The Regulatory Dimension Has Already Arrived

ASEAN’s payment platform licensing regimes now include explicit consumer protection and anti-fraud capability requirements. Bank Indonesia, the Bangko Sentral ng Pilipinas, and Thailand’s Bank of Thailand have all issued guidance on digital fraud risk for licensed operators. The OJK has made anti-fraud infrastructure a condition of e-money licensing in Indonesia.

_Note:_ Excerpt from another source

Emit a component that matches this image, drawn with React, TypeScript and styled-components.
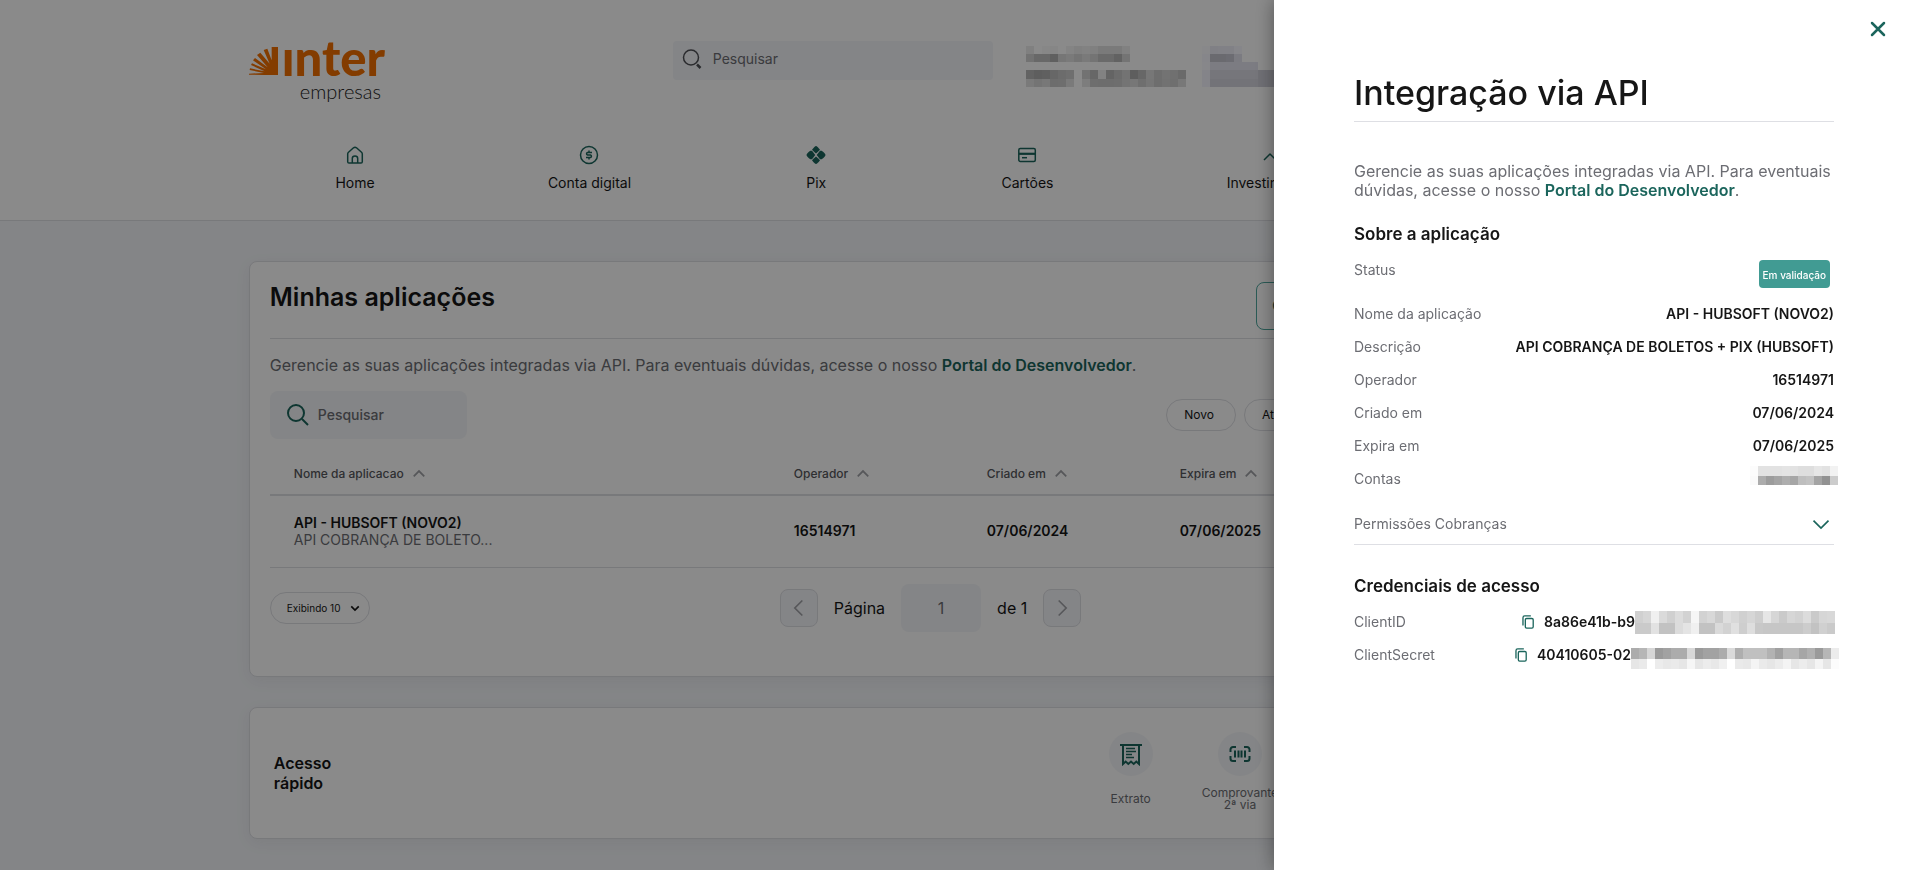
import React from "react";
import styled, { createGlobalStyle } from "styled-components";

const colors = {
  green: "#1b655c",
  text: "#161616",
  muted: "#6c6d73",
  line: "#dedfe4",
  field: "#f4f6f9",
};

const GlobalStyle = createGlobalStyle`
  * { box-sizing: border-box; }
  body {
    margin: 0;
    background: #f4f6f9;
    color: ${colors.text};
    font-family: Inter, "Liberation Sans", sans-serif;
    font-size: 14px;
    line-height: 20px;
    overflow: hidden;
  }
  button, input, select { font: inherit; color: inherit; }
  h1, h2, p, dl, dd { margin: 0; }
  a { text-decoration: none; }
`;

/* ---------- page shell ---------- */

const Page = styled.div`
  height: 100vh;
  overflow: hidden;
`;

const Container = styled.div`
  width: 74%;
  margin: 0 auto;
`;

const Header = styled.header`
  background: #fff;
  border-bottom: 1px solid ${colors.line};
  padding: 41px 0 27px;
`;

const TopRow = styled.div`
  display: flex;
  align-items: flex-start;
  height: 60px;
`;

const Brand = styled.a`
  display: grid;
  grid-template-columns: 29px auto;
  column-gap: 4px;
  width: 424px;
  justify-content: start;
  color: #f37000;
`;

const BrandMark = styled.svg`
  margin-top: 6px;
`;

const BrandName = styled.span`
  font-family: Lato, sans-serif;
  font-weight: 900;
  font-size: 49px;
  line-height: 32px;
`;

const BrandSub = styled.span`
  grid-column: 2;
  padding-left: 18px;
  font-family: Lato, sans-serif;
  font-weight: 300;
  font-size: 20px;
  line-height: 32px;
  color: #1a1a1a;
`;

const SearchBox = styled.label<{ $size: "top" | "table" }>`
  display: flex;
  align-items: center;
  background: ${colors.field};
  color: ${(p) => (p.$size === "top" ? "#4f5056" : colors.green)};
  border-radius: ${(p) => (p.$size === "top" ? 4 : 8)}px;
  width: ${(p) => (p.$size === "top" ? 320 : 197)}px;
  height: ${(p) => (p.$size === "top" ? 39 : 48)}px;
  padding: ${(p) => (p.$size === "top" ? "0 8px 4px" : "0 8px 0 16px")};
  gap: ${(p) => (p.$size === "top" ? 10 : 8)}px;

  svg { flex: none; }

  input {
    width: 100%;
    min-width: 0;
    border: 0;
    padding: 0;
    background: none;
    outline: none;
    font-weight: ${(p) => (p.$size === "top" ? 400 : 500)};
  }
  input::placeholder { color: ${colors.muted}; opacity: 1; }
`;

const Account = styled.div`
  display: flex;
  gap: 16px;
  margin: 5px 0 0 33px;
`;

const Nav = styled.nav`
  display: flex;
  justify-content: space-around;
  margin-top: 42px;
  padding-right: 260px;
`;

const NavLink = styled.a`
  display: flex;
  flex-direction: column;
  align-items: center;
  gap: 6px;
  color: ${colors.text};

  svg { color: ${colors.green}; }
`;

/* ---------- cards ---------- */

const Card = styled.section`
  background: #fff;
  border: 1px solid ${colors.line};
  border-radius: 8px;
  box-shadow: 0 4px 16px rgba(30, 40, 60, 0.06);
`;

const AppsCard = styled(Card)`
  margin-top: 40px;
  padding: 20px 20px 44px;
`;

const CardHead = styled.div`
  display: flex;
  justify-content: space-between;
  height: 57px;
  border-bottom: 1px solid ${colors.line};
`;

const CardTitle = styled.h2`
  font-size: 25px;
  line-height: 30px;
  font-weight: 600;
`;

const OutlineButton = styled.button`
  width: 388px;
  height: 48px;
  padding: 0 15px;
  text-align: left;
  border: 1px solid #4fa79e;
  border-radius: 8px;
  background: #fff;
  color: ${colors.green};
  font-weight: 600;
`;

const Intro = styled.p`
  margin-top: 16px;
  font-size: 16px;
  color: ${colors.muted};
`;

const PortalLink = styled.a`
  color: ${colors.green};
  font-weight: 600;
`;

const Filters = styled.div`
  display: flex;
  align-items: center;
  justify-content: space-between;
  margin-top: 16px;
`;

const Pills = styled.div`
  display: flex;
  gap: 8px;
  width: 478px;
`;

const Pill = styled.button`
  height: 32px;
  padding: 0 21px 0 17px;
  border: 1px solid ${colors.line};
  border-radius: 16px;
  background: #fff;
  font-size: 12px;
`;

const Table = styled.table`
  width: 100%;
  margin-top: 14px;
  border-collapse: collapse;
  table-layout: fixed;

  th, td {
    width: 193px;
    padding: 0;
    text-align: left;
  }
  th:first-child { width: 524px; }
  th:last-child { width: auto; }
  th:first-child, td:first-child { padding-left: 24px; }
  th {
    height: 42px;
    border-bottom: 2px solid ${colors.line};
    color: #56575c;
    font-size: 12px;
    font-weight: 500;
  }
  td {
    height: 72px;
    border-bottom: 1px solid ${colors.line};
    font-weight: 600;
  }
`;

const SortLabel = styled.span`
  display: flex;
  align-items: center;
  gap: 8px;

  svg { color: #a0a1a6; }
`;

const AppName = styled.div`
  line-height: 17px;
`;

const AppNote = styled.div`
  line-height: 17px;
  font-weight: 400;
  color: ${colors.muted};
`;

const TableFoot = styled.div`
  display: grid;
  grid-template-columns: 100px 1fr 153px;
  align-items: center;
  margin-top: 16px;
`;

const PageSize = styled.div`
  display: grid;
  align-items: center;

  select, svg { grid-area: 1 / 1; }
  select {
    appearance: none;
    height: 32px;
    padding: 0 16px;
    border: 1px solid ${colors.line};
    border-radius: 16px;
    background: #fff;
    font-size: 10px;
  }
  svg {
    justify-self: end;
    margin-right: 10px;
    pointer-events: none;
  }
`;

const Pager = styled.div`
  display: flex;
  align-items: center;
  justify-content: center;
  gap: 16px;
  font-size: 16px;

  input {
    width: 80px;
    height: 48px;
    border: 0;
    border-radius: 8px;
    background: ${colors.field};
    color: ${colors.muted};
    text-align: center;
  }
`;

const PagerButton = styled.button`
  display: grid;
  place-items: center;
  width: 38px;
  height: 38px;
  padding: 0;
  border: 1px solid ${colors.line};
  border-radius: 8px;
  background: ${colors.field};
  color: #a0a1a6;
`;

const QuickCard = styled(Card)`
  display: flex;
  align-items: center;
  justify-content: space-between;
  margin-top: 30px;
  padding: 24px 370px 27px 24px;
`;

const QuickTitle = styled.h2`
  width: 80px;
  padding-top: 4px;
  font-size: 16px;
  line-height: 20px;
  font-weight: 600;
`;

const QuickList = styled.div`
  display: flex;
`;

const QuickLink = styled.a`
  display: flex;
  flex-direction: column;
  align-items: center;
  width: 109px;
  color: ${colors.muted};
  font-size: 12px;
  line-height: 12px;
  text-align: center;
`;

const QuickIcon = styled.span`
  display: grid;
  place-items: center;
  width: 44px;
  height: 44px;
  border-radius: 50%;
  background: ${colors.field};
  color: ${colors.green};
`;

const QuickLabel = styled.span`
  display: grid;
  place-items: center;
  width: 76px;
  height: 24px;
  margin-top: 11px;
`;

/* ---------- drawer ---------- */

const Backdrop = styled.div`
  position: fixed;
  inset: 0;
  background: rgba(0, 0, 0, 0.46);
`;

const Drawer = styled.aside`
  position: fixed;
  inset: 0 0 0 auto;
  width: 640px;
  padding: 73px 80px 0;
  background: #fff;
  box-shadow: 0 0 18px rgba(0, 0, 0, 0.4);
`;

const CloseButton = styled.button`
  position: absolute;
  top: 17px;
  right: 24px;
  display: grid;
  place-items: center;
  width: 24px;
  height: 24px;
  padding: 0;
  border: 0;
  background: none;
  color: ${colors.green};
`;

const DrawerTitle = styled.h1`
  padding-bottom: 8px;
  border-bottom: 1px solid ${colors.line};
  font-size: 34px;
  line-height: 40px;
  font-weight: 500;
`;

const DrawerIntro = styled.p`
  margin-top: 40px;
  font-size: 16px;
  line-height: 19px;
  color: ${colors.muted};
`;

const SectionTitle = styled.h2`
  font-size: 17px;
  line-height: 20px;
  font-weight: 600;
`;

const Details = styled.dl`
  display: flex;
  flex-direction: column;
  gap: 13px;
`;

const Detail = styled.div<{ $tall?: boolean }>`
  display: flex;
  justify-content: space-between;
  height: ${(p) => (p.$tall ? 31 : 20)}px;

  dt { color: ${colors.muted}; }
  dd {
    display: flex;
    align-items: center;
    font-weight: 600;
  }
`;

const Badge = styled.span`
  align-self: flex-start;
  margin-right: 4px;
  padding: 5px 4px 3px;
  border-radius: 4px;
  background: #419b93;
  color: #fff;
  font-size: 10px;
  font-weight: 500;
`;

const Permissions = styled.button`
  display: flex;
  align-items: center;
  justify-content: space-between;
  width: 100%;
  height: 41px;
  margin-top: 15px;
  padding: 0 3px 0 0;
  border: 0;
  border-bottom: 1px solid ${colors.line};
  background: none;
  color: ${colors.muted};

  svg { color: ${colors.green}; }
`;

const CopyButton = styled.button`
  display: grid;
  place-items: center;
  width: 16px;
  height: 16px;
  margin-right: 8px;
  padding: 0;
  border: 0;
  background: none;
  color: ${colors.green};
`;

const Mosaic = styled.svg<{ $overhang?: number }>`
  flex: none;
  display: block;
  margin-right: ${(p) => -(p.$overhang ?? 0)}px;
`;

/* ---------- redacted values ---------- */

type Row = { height: number; shades: number[] };

// Each shade is a grey level (0–255); 255 leaves the cell empty.
function Redacted({ rows, overhang, tint = 0 }: { rows: Row[]; overhang?: number; tint?: number }) {
  const cell = 8;
  const width = Math.max(...rows.map((r) => r.shades.length)) * cell;
  const height = rows.reduce((sum, r) => sum + r.height, 0);
  let y = 0;
  return (
    <Mosaic width={width} height={height} shapeRendering="crispEdges" $overhang={overhang} aria-hidden>
      {rows.map((row, i) => {
        const top = y;
        y += row.height;
        return row.shades.map((s, j) =>
          s === 255 ? null : (
            <rect
              key={`${i}-${j}`}
              x={j * cell}
              y={top}
              width={cell}
              height={row.height}
              fill={`rgb(${s},${s},${Math.min(255, s + tint)})`}
            />
          )
        );
      })}
    </Mosaic>
  );
}

const accountRows: Row[] = [
  { height: 8, shades: [236, 255, 250, 248, 255, 244, 236, 240, 236, 226, 226, 226, 238] },
  { height: 8, shades: [210, 192, 192, 178, 218, 226, 214, 226, 214, 196, 196, 182, 214] },
  { height: 8, shades: [] },
  { height: 9, shades: [184, 174, 178, 190, 200, 206, 255, 210, 190, 240, 186, 200, 212, 174, 190, 220, 204, 212, 208, 196] },
  { height: 8, shades: [226, 214, 222, 202, 204, 226, 255, 232, 204, 202, 202, 204, 214, 220, 206, 218, 204, 210, 206, 222] },
];
const agencyRows: Row[] = [
  { height: 8, shades: [252, 236, 238, 238, 248] },
  { height: 8, shades: [248, 196, 196, 200, 228] },
  { height: 8, shades: [250, 230, 230, 230, 230, 230, 230, 255, 255] },
  { height: 9, shades: [244, 218, 218, 218, 218, 218, 218, 206, 206] },
  { height: 8, shades: [244, 212, 212, 212, 212, 212, 212, 206, 206] },
];
const contasRows: Row[] = [
  { height: 10, shades: [252, 226, 226, 226, 228, 226, 222, 222, 230, 226, 242] },
  { height: 9, shades: [250, 172, 156, 164, 174, 166, 190, 194, 164, 146, 204] },
  { height: 7, shades: [] },
];
const clientIdRows: Row[] = [
  { height: 12, shades: [208, 214, 240, 218, 208, 220, 210, 246, 210, 216, 202, 222, 216, 208, 214, 206, 230, 214, 202, 214, 210, 220, 202, 214, 216] },
  { height: 11, shades: [202, 202, 226, 194, 194, 220, 228, 240, 194, 194, 218, 210, 224, 206, 222, 200, 198, 198, 198, 198, 198, 204, 194, 208, 202] },
];
const secretRows: Row[] = [
  { height: 6, shades: [] },
  { height: 11, shades: [172, 182, 214, 154, 162, 172, 172, 216, 154, 162, 162, 172, 218, 174, 192, 192, 192, 178, 160, 182, 182, 166, 176, 154, 182, 236] },
  { height: 10, shades: [230, 234, 255, 236, 232, 234, 230, 246, 230, 236, 232, 240, 255, 234, 232, 244, 234, 230, 236, 244, 230, 236, 230, 244, 230, 252] },
];

/* ---------- icons ---------- */

const Magnifier = ({ size }: { size: number }) => (
  <svg width={size} height={size} viewBox="0 0 24 24" fill="none" stroke="currentColor" strokeWidth="2">
    <circle cx="10" cy="10" r="8" />
    <path d="M16 16l6 6" />
  </svg>
);

const SplitMagnifier = () => (
  <svg width="22" height="22" viewBox="0 0 22 22" fill="none" stroke="currentColor" strokeWidth="1.5">
    <circle cx="10" cy="9.5" r="7.5" />
    <path d="M16 16.5l3.500 3.500" strokeWidth="2.500" />
  </svg>
);

const Chevron = ({ dir, size, weight = 2 }: { dir: "up" | "down" | "left" | "right"; size: number; weight?: number }) => {
  const d = { up: "M3 16l9-9 9 9", down: "M3 8l9 9 9-9", left: "M16 3l-9 9 9 9", right: "M8 3l9 9-9 9" }[dir];
  return (
    <svg width={size} height={size} viewBox="0 0 24 24" fill="none" stroke="currentColor" strokeWidth={weight}>
      <path d={d} />
    </svg>
  );
};

const NavSvg = ({ children }: { children: React.ReactNode }) => (
  <svg width="24" height="24" viewBox="0 0 24 24" fill="none" stroke="currentColor" strokeWidth="1.5" strokeLinejoin="round">
    {children}
  </svg>
);

const HomeIcon = () => (
  <NavSvg>
    <path d="M6 20Q4.700 20 4.700 18.700V11Q4.700 10 5.500 9.200L10.500 4.800Q12 3.600 13.500 4.800L18.500 9.200Q19.300 10 19.300 11V18.700Q19.300 20 18 20Z" />
    <path d="M9.300 20v-4.500q0-2.500 2.700-2.500t2.700 2.500v4.500" />
  </NavSvg>
);

const DollarIcon = () => (
  <NavSvg>
    <circle cx="12" cy="12" r="8.500" />
    <path d="M15 9.500H10.500a1.300 1.300 0 0 0 0 2.500h3a1.300 1.300 0 0 1 0 2.500H9M12 7.500v2M12 14.500v2" />
  </NavSvg>
);

const PixIcon = () => (
  <NavSvg>
    <g fill="currentColor" stroke="none">
      <path d="M12 3q1.200 0 4 3.800Q14 9 12 10.500 10 9 8 6.800 10.800 3 12 3Z" />
      <path d="M12 21q1.200 0 4-3.800Q14 15 12 13.500 10 15 8 17.200 10.800 21 12 21Z" />
      <path d="M2.500 12q0-1.400 3.800-4.200h1.700L11.300 12 8 16.200H6.300Q2.500 13.400 2.500 12Z" />
      <path d="M21.500 12q0-1.400-3.800-4.200h-1.700L12.700 12l3.300 4.200h1.700Q21.500 13.400 21.500 12Z" />
    </g>
  </NavSvg>
);

const CardIcon = () => (
  <NavSvg>
    <rect x="3.800" y="5.500" width="16.500" height="13" rx="1.500" />
    <path d="M4 10.800h16" strokeWidth="2.200" />
    <path d="M7 14.700h5" />
  </NavSvg>
);

const TrendIcon = () => (
  <NavSvg>
    <path d="M3 17l6-6 4 4 8-9" />
  </NavSvg>
);

const ReceiptIcon = () => (
  <svg width="24" height="24" viewBox="0 0 24 24" fill="none" stroke="currentColor" strokeWidth="2">
    <path d="M1 3h22M4 3v19l2.700-2.500L9.300 22 12 19.500l2.700 2.500 2.600-2.500L20 22V3" />
    <path d="M7 6.500h9M7 9.500h10M7 12.500h6M7 15.500h8" strokeWidth="1.700" />
  </svg>
);

const BarcodeIcon = () => (
  <svg width="24" height="24" viewBox="0 0 24 24" fill="none" stroke="currentColor" strokeWidth="2">
    <path d="M8 5H5a2.500 2.500 0 0 0-2.500 2.500V10M16 5h3a2.500 2.500 0 0 1 2.500 2.500V10M8 19H5a2.500 2.500 0 0 1-2.500-2.500V14M16 19h3a2.500 2.500 0 0 0 2.500-2.500V14" />
    <path d="M7 8.500v7M10.500 8.500v7M13.500 8.500v7M17 8.500v7" />
  </svg>
);

const CopyIcon = () => (
  <svg width="12" height="14" viewBox="0 0 13.500 16" fill="none" stroke="currentColor" strokeWidth="1.500">
    <rect x="3.700" y="4" width="9" height="11" rx="1.500" />
    <path d="M1 12V3Q1 1 3 1h7" />
  </svg>
);

const Sunburst = () => (
  <BrandMark width="29" height="28" viewBox="0 0 87 84" fill="currentColor" aria-hidden>
    <path d="M68 0H87V84H45L0 83V80L45 78 2 69 3 64 47 73 6 54 9 49 51 67 12 40 18 33 56 61 24 24 34 17 62 50 44 9 55 5 68 40Z" />
  </BrandMark>
);

/* ---------- page ---------- */

const navItems = [
  { label: "Home", icon: <HomeIcon /> },
  { label: "Conta digital", icon: <DollarIcon /> },
  { label: "Pix", icon: <PixIcon /> },
  { label: "Cartões", icon: <CardIcon /> },
  { label: "Investimentos", icon: <TrendIcon /> },
];

const quickItems = [
  { label: "Extrato", icon: <ReceiptIcon /> },
  { label: "Comprovante 2ª via", icon: <BarcodeIcon /> },
];

const details = [
  ["Nome da aplicação", "API - HUBSOFT (NOVO2)"],
  ["Descrição", "API COBRANÇA DE BOLETOS + PIX (HUBSOFT)"],
  ["Operador", "16514971"],
  ["Criado em", "07/06/2024"],
  ["Expira em", "07/06/2025"],
];

const SectionBlock = styled.div<{ $top: number }>`
  display: flex;
  flex-direction: column;
  margin-top: ${(p) => p.$top}px;
  gap: 16px;
`;

const columns = ["Nome da aplicacao", "Operador", "Criado em", "Expira em"];

export default function App() {
  return (
    <Page>
      <GlobalStyle />
      <Header>
        <Container>
          <TopRow>
            <Brand href="#" aria-label="inter empresas">
              <Sunburst />
              <BrandName>ınter</BrandName>
              <BrandSub>empresas</BrandSub>
            </Brand>
            <SearchBox $size="top">
              <SplitMagnifier />
              <input type="search" placeholder="Pesquisar" aria-label="Pesquisar" />
            </SearchBox>
            <Account>
              <Redacted rows={accountRows} />
              <Redacted rows={agencyRows} tint={10} />
            </Account>
          </TopRow>
          <Nav>
            {navItems.map((item) => (
              <NavLink key={item.label} href="#">
                {item.icon}
                {item.label}
              </NavLink>
            ))}
          </Nav>
        </Container>
      </Header>

      <Container as="main">
        <AppsCard>
          <CardHead>
            <CardTitle>Minhas aplicações</CardTitle>
            <OutlineButton>Criar</OutlineButton>
          </CardHead>
          <Intro>
            Gerencie as suas aplicações integradas via API. Para eventuais dúvidas, acesse o nosso{" "}
            <PortalLink href="#">Portal do Desenvolvedor</PortalLink>.
          </Intro>
          <Filters>
            <SearchBox $size="table">
              <Magnifier size={24} />
              <input type="search" placeholder="Pesquisar" aria-label="Pesquisar aplicação" />
            </SearchBox>
            <Pills>
              <Pill>Novo</Pill>
              <Pill>Ativo</Pill>
            </Pills>
          </Filters>
          <Table>
            <thead>
              <tr>
                {columns.map((name) => (
                  <th key={name} scope="col">
                    <SortLabel>
                      {name}
                      <Chevron dir="up" size={14} weight={3} />
                    </SortLabel>
                  </th>
                ))}
              </tr>
            </thead>
            <tbody>
              <tr>
                <td>
                  <AppName>API - HUBSOFT (NOVO2)</AppName>
                  <AppNote>API COBRANÇA DE BOLETO...</AppNote>
                </td>
                <td>16514971</td>
                <td>07/06/2024</td>
                <td>07/06/2025</td>
              </tr>
            </tbody>
          </Table>
          <TableFoot>
            <PageSize>
              <select aria-label="Itens por página">
                <option>Exibindo 10</option>
              </select>
              <Chevron dir="down" size={10} weight={4} />
            </PageSize>
            <Pager>
              <PagerButton aria-label="Página anterior">
                <Chevron dir="left" size={20} />
              </PagerButton>
              <label htmlFor="page">Página</label>
              <input id="page" defaultValue="1" />
              <span>de 1</span>
              <PagerButton aria-label="Próxima página">
                <Chevron dir="right" size={20} />
              </PagerButton>
            </Pager>
          </TableFoot>
        </AppsCard>

        <QuickCard>
          <QuickTitle>Acesso rápido</QuickTitle>
          <QuickList>
            {quickItems.map((item) => (
              <QuickLink key={item.label} href="#">
                <QuickIcon>{item.icon}</QuickIcon>
                <QuickLabel>{item.label}</QuickLabel>
              </QuickLink>
            ))}
          </QuickList>
        </QuickCard>
      </Container>

      <Backdrop />
      <Drawer role="dialog" aria-labelledby="drawer-title">
        <CloseButton aria-label="Fechar">
          <svg width="16" height="16" viewBox="0 0 16 16" fill="none" stroke="currentColor" strokeWidth="2.500" strokeLinecap="round">
            <path d="M2 2l12 12M14 2L2 14" />
          </svg>
        </CloseButton>
        <DrawerTitle id="drawer-title">Integração via API</DrawerTitle>
        <DrawerIntro>
          Gerencie as suas aplicações integradas via API. Para eventuais dúvidas, acesse o nosso{" "}
          <PortalLink href="#">Portal do Desenvolvedor</PortalLink>.
        </DrawerIntro>

        <SectionBlock $top={24}>
          <SectionTitle>Sobre a aplicação</SectionTitle>
          <Details>
            <Detail $tall>
              <dt>Status</dt>
              <dd>
                <Badge>Em validação</Badge>
              </dd>
            </Detail>
            {details.map(([label, value]) => (
              <Detail key={label}>
                <dt>{label}</dt>
                <dd>{value}</dd>
              </Detail>
            ))}
            <Detail>
              <dt>Contas</dt>
              <dd>
                <Redacted rows={contasRows} overhang={4} />
              </dd>
            </Detail>
          </Details>
        </SectionBlock>
        <Permissions aria-expanded={false}>
          Permissões Cobranças
          <Chevron dir="down" size={20} weight={2} />
        </Permissions>

        <SectionBlock $top={31}>
          <SectionTitle>Credenciais de acesso</SectionTitle>
          <Details>
            <Detail>
              <dt>ClientID</dt>
              <dd>
                <CopyButton aria-label="Copiar ClientID">
                  <CopyIcon />
                </CopyButton>
                8a86e41b-b9
                <Redacted rows={clientIdRows} overhang={1} />
              </dd>
            </Detail>
            <Detail>
              <dt>ClientSecret</dt>
              <dd>
                <CopyButton aria-label="Copiar ClientSecret">
                  <CopyIcon />
                </CopyButton>
                40410605-02
                <Redacted rows={secretRows} overhang={5} />
              </dd>
            </Detail>
          </Details>
        </SectionBlock>
      </Drawer>
    </Page>
  );
}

Against this backdrop, the absence of a Fragment @Name strategy is a discoverable gap in a brand’s documented consumer protection posture. Regulatory reviews of fraud incident reports involving impersonation attacks may reasonably ask whether the platform took available steps to limit the attack surface on the specific platform where its users were being targeted. “We were unaware that such a namespace market existed” is an answer that becomes less defensible each quarter that passes after the market’s existence becomes widely documented.

The Market Window

Fragment’s aggregate volume has crossed 121 million TON across 555,000 listed assets held by 161,000 unique owners. The floor price has held near 5 TON; branded short handles trade at multiples that reflect their scarcity. In February 2026, the handle @danbao cleared $2.2 million in a single transfer — the market’s current record. The trajectory is not toward lower prices.

Brands that act early acquire at market-clearing rates for handles not yet in active speculative play. Brands that wait acquire at the prices set by whoever recognized the opportunity first — or they do not acquire at all. For a sector collectively processing $26 billion in monthly transactions and under active regulatory pressure to demonstrate fraud mitigation capability, the cost of Fragment namespace acquisition is a rounding error. The constraint is not financial. It is institutional awareness that the Fragment economy and the Telegram fraud problem are the same problem, expressed in two different registers.

ASEAN’s digital wallet sector already has the fraud data. It already has the regulatory pressure. It already has the compliance budget. The Fragment @Names are still available. That condition is temporary.